Shared meanings: what is meant by shared meanings is the agreement between patient and carer that they are both talking about the same thing. Some labels are easy to agree on, for example ‘postoperative’ pain. Others are not as easy. Chronic low back pain might be the label put on by a sufferer, while the carer who probably cannot find a ‘cause’ let alone a ‘solution’ might also add a label such a ‘psychological’ or ‘imaginary’ or even ‘malingerer’. If carer and patient do not share the same meanings about the experience of pain there can be no shared management.
Shared best interests: the idea of arguing for ‘best interests’ is notoriously prone to misinterpretation. Here, clearly the best interests of the patient must take priority, and the best interest of the patient in pain is to be pain free. In seeking this goal the carer may be aware of other interests of other people, or even the institution, and these may form part of his or her agenda. These range from pressure on beds, to the cost of drugs, to the research needs of the scientific community.
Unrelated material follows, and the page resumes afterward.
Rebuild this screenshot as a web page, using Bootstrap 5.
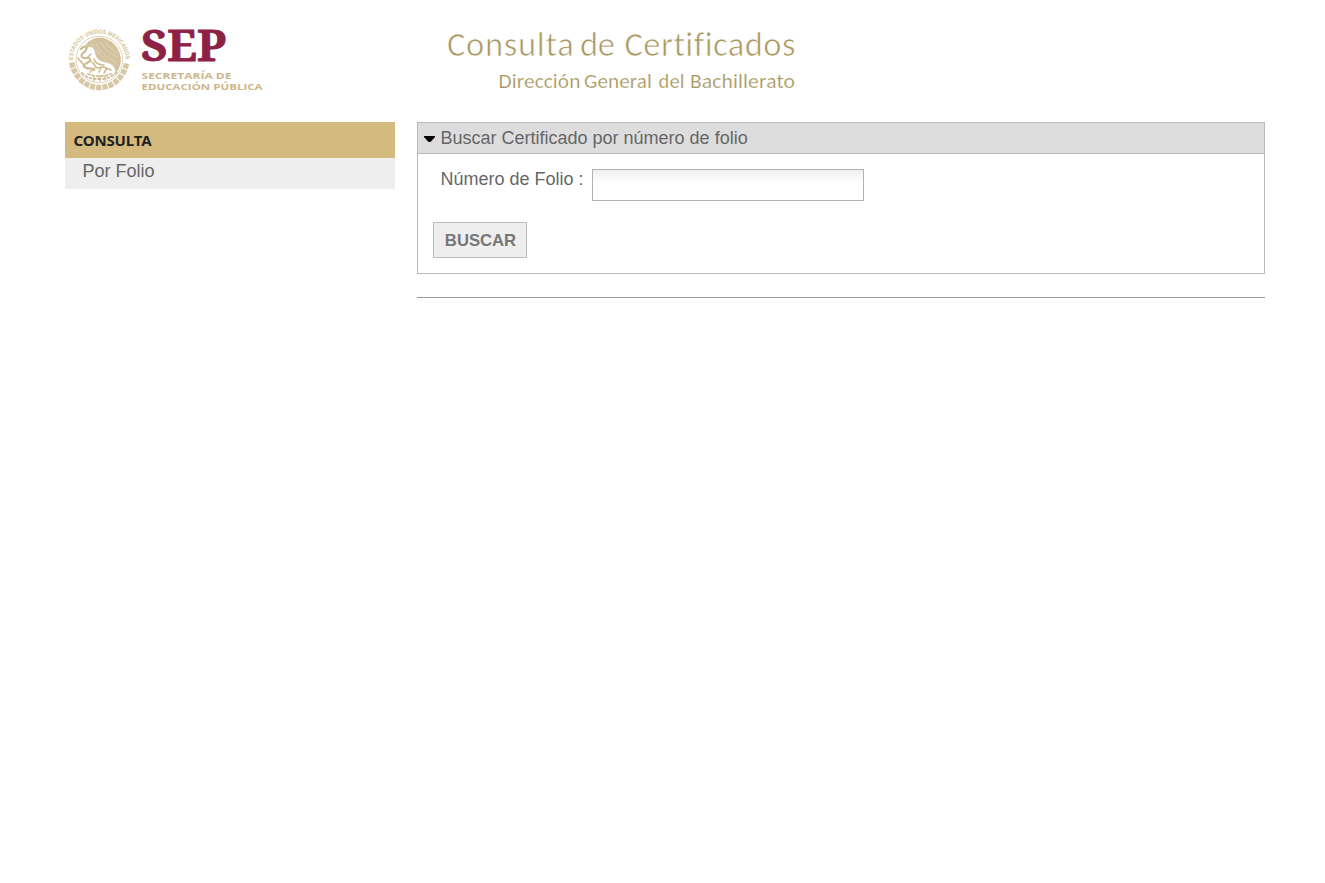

A shared best interest in terms of shared pain management has to be made explicit in the same way as any other factor. Hidden in best interest arguments are also issues of power and control. Patient-controlled analgesia may give significant control to the patient and is a good example of shared pain management, but in the end, it is not the patient who decides the lockout period. Equally important however, might be respecting a patient’s wish to tolerate a certain degree of, say, terminal pain in order to remain conscious and sufficiently functioning, in order to say goodbye to loved ones.
Shared understandings: many factors influence an understanding of the experience of pain. Psychological, sociological and spiritual aspects are found in most, if not all, painful situations and to neglect the understanding of these three aspects is to be lacking in the total management of pain. However, spiritual distress as a component of pain experience is one thing, spiritual pain as a genuine diagnosis is another. Opinions are divided as to whether spiritual pain is a distinct diagnosis, but there is little argument that spiritual pain can be a distinct component of other pain.
This shared management model is dependent upon, as well as creates, trust between carer and cared for. Within the shared management of pain, there is a giving and a receiving by both sides. Within the overlap of the frames of reference the patient can teach the carer as much as the other way round.
The area of shared management can itself be an area of pain experience. Objectively identifying and dealing with pain as if it was unrelated to the person whose pain it is, is not especially costly to the technician who ‘manages’ it. Interrelating with another person and seeking shared management of the person in pain, can itself be painful.